TASK STATEMENT:
Copy each line with the word "html" in it.

DATA TO PROCESS:
☆ ☆ ☆
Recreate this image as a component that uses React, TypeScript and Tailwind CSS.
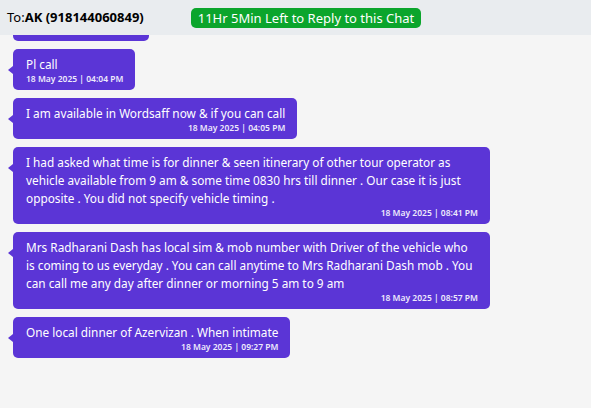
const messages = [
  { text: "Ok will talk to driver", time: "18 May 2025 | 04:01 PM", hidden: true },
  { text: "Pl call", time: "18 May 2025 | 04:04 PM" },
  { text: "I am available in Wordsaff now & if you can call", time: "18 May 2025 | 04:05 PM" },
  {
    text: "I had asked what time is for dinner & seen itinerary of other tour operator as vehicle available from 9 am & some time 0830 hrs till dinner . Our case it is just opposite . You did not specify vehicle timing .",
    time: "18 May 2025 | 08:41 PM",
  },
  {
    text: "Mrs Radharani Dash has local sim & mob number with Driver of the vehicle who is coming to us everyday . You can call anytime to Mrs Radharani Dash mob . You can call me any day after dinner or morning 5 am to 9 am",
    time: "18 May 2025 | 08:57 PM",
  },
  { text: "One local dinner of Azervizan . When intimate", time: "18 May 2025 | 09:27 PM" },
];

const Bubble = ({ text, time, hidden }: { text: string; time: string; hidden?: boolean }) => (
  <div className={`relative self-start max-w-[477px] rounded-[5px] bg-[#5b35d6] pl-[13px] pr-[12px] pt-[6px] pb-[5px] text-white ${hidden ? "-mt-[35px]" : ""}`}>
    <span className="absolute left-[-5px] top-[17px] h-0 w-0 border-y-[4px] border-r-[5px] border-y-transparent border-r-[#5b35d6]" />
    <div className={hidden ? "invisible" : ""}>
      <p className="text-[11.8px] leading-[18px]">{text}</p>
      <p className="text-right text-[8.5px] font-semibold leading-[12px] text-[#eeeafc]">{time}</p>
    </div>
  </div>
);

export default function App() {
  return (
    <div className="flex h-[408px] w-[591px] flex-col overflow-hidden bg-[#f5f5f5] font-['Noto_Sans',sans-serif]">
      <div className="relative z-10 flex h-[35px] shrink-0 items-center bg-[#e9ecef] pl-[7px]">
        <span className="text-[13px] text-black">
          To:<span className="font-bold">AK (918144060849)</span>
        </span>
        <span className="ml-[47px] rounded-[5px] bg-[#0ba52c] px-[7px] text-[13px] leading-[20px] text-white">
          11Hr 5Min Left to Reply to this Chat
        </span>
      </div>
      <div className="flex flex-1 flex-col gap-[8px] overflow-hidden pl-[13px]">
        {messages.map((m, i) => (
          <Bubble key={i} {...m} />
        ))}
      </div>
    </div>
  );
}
☆ ☆ ☆
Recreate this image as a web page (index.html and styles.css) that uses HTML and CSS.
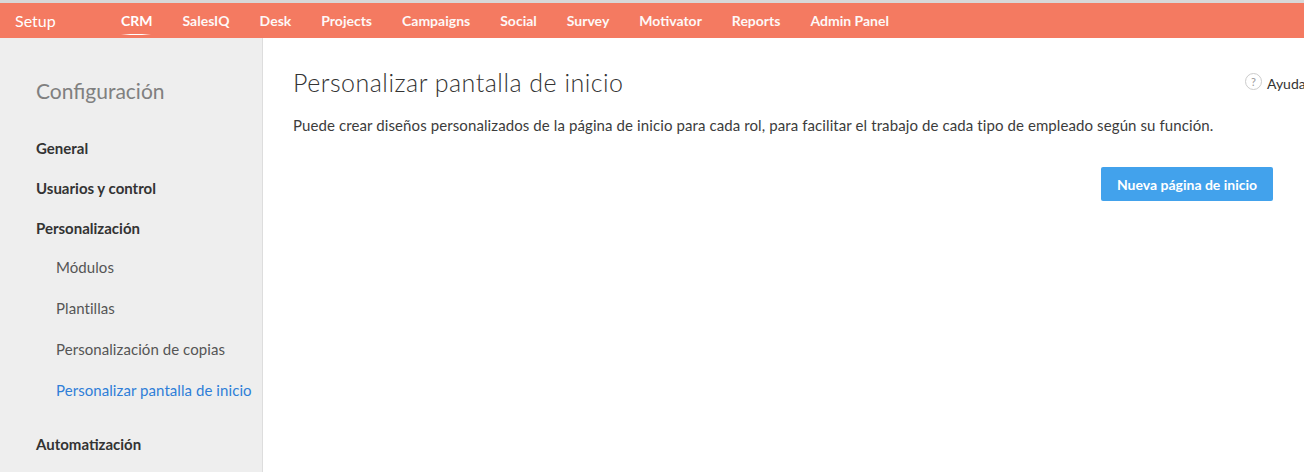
☆ ☆ ☆
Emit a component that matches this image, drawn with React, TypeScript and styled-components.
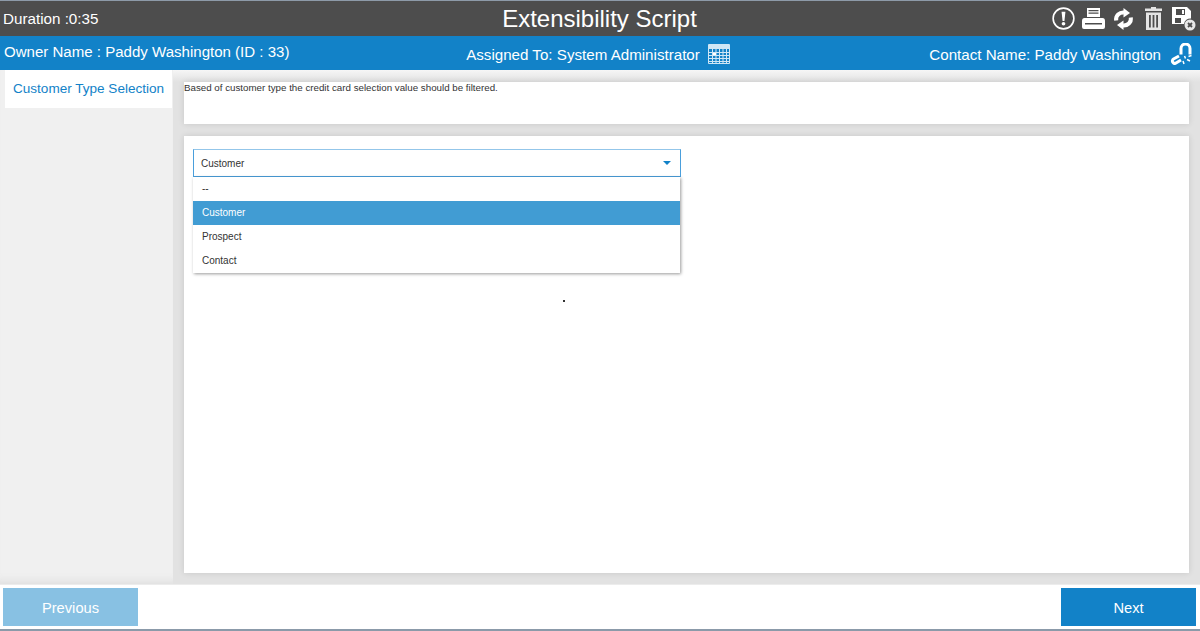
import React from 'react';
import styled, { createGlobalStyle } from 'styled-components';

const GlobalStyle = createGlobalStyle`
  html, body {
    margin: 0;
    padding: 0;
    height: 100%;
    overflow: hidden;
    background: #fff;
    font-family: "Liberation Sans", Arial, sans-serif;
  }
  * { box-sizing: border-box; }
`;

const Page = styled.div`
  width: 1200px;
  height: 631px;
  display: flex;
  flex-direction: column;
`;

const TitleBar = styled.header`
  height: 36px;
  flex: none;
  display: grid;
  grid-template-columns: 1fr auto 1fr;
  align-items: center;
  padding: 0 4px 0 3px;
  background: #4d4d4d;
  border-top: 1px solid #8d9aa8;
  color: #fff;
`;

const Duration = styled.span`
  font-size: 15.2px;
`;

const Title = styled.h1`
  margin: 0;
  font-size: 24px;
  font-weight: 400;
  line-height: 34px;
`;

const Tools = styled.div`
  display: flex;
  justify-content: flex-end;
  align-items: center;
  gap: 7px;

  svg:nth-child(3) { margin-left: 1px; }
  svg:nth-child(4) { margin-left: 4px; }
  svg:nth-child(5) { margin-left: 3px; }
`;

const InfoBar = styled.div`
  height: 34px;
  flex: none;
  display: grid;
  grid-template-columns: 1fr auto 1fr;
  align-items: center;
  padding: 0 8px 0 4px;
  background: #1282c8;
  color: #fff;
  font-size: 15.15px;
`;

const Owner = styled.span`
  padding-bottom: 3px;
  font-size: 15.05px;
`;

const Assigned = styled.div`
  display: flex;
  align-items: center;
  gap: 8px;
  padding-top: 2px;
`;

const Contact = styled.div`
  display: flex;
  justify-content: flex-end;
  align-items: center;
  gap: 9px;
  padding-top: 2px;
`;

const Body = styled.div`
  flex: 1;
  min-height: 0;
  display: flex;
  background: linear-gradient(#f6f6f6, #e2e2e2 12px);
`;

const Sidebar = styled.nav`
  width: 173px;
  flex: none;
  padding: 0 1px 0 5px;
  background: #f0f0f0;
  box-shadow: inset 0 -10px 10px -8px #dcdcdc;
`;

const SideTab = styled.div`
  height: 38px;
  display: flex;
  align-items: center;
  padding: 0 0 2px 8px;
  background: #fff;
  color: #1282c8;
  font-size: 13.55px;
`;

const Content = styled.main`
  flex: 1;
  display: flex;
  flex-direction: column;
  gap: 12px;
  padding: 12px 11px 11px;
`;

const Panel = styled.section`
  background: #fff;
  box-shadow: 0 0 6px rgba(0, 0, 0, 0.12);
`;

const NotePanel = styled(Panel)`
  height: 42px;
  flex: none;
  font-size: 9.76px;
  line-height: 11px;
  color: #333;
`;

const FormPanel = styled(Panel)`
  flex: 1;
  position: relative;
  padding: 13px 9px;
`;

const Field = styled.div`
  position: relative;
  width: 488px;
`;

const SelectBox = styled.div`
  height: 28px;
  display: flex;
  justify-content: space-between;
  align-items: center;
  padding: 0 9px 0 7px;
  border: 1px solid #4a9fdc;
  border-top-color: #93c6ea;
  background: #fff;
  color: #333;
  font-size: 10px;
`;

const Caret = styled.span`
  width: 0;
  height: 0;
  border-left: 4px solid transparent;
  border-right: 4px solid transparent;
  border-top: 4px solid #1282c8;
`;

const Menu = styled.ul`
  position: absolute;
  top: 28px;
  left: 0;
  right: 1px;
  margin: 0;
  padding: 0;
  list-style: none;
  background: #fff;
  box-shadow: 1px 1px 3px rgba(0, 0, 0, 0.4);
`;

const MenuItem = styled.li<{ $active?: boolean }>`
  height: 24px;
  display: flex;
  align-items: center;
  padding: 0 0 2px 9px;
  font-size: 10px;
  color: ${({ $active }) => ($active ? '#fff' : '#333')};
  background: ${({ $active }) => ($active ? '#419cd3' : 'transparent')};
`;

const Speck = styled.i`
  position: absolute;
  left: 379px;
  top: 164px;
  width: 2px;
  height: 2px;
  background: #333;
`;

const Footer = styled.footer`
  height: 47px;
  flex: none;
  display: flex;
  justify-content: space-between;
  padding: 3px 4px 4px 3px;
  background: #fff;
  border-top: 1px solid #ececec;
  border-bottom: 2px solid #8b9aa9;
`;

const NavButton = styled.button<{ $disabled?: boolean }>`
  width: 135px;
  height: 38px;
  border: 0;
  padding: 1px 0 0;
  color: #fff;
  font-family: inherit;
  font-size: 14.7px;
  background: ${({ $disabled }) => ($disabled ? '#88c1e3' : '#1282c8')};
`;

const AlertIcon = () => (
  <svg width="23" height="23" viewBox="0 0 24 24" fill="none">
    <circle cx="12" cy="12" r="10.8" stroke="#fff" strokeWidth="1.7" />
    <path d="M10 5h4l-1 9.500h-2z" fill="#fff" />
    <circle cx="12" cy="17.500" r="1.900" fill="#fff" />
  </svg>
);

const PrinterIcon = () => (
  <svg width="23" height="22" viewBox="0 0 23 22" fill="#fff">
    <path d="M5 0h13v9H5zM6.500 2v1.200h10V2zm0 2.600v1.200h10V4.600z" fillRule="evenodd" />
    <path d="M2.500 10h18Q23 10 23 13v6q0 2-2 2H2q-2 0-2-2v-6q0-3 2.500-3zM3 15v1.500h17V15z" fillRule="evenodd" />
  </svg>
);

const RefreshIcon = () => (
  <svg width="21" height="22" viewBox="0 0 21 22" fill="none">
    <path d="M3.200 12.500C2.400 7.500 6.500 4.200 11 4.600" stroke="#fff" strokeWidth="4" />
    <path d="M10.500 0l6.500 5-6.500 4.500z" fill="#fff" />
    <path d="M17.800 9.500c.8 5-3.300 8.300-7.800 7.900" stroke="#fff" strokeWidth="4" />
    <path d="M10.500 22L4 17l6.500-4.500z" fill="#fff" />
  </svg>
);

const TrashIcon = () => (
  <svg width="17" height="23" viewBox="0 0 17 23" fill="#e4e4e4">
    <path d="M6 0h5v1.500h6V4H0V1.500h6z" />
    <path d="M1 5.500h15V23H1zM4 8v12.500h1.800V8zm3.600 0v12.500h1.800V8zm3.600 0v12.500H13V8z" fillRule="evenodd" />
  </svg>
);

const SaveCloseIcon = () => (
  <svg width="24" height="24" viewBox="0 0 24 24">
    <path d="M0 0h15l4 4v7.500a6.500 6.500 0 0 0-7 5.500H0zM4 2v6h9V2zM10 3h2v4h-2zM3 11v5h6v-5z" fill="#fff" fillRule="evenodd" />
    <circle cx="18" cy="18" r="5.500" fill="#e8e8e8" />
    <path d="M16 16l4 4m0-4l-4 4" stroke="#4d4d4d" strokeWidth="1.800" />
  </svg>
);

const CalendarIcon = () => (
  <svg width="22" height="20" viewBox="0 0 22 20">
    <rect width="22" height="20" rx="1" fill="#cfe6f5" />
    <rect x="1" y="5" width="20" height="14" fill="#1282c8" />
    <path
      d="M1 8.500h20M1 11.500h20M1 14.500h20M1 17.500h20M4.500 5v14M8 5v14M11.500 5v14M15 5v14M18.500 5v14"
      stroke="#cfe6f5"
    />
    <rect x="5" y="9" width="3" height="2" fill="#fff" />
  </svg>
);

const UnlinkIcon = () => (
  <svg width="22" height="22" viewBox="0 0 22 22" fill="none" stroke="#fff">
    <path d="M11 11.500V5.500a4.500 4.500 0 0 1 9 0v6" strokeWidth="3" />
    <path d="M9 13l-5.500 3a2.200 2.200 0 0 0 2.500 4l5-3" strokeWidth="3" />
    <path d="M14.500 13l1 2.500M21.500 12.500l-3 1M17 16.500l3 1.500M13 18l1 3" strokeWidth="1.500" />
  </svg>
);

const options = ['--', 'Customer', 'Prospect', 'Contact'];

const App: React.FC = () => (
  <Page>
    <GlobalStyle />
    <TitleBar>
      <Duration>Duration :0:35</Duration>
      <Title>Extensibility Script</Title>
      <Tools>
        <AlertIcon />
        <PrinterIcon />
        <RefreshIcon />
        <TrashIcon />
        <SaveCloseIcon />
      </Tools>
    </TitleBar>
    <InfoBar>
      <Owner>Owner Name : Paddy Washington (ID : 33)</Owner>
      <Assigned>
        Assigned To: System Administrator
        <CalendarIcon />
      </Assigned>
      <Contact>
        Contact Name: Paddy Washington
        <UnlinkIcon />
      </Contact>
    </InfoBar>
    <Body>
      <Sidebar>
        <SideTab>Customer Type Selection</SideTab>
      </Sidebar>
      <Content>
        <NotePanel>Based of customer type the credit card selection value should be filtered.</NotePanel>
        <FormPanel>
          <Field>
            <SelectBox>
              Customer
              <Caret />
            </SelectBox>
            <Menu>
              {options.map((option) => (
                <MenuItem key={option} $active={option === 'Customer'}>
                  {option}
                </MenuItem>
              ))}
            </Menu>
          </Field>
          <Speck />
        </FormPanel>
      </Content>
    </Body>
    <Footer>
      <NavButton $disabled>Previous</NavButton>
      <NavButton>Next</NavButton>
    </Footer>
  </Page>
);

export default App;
☆ ☆ ☆
SOLUTION FOR THIS PROBLEM:
Recreate this image as a web page (index.html and styles.css) that uses HTML and CSS.
  html, body {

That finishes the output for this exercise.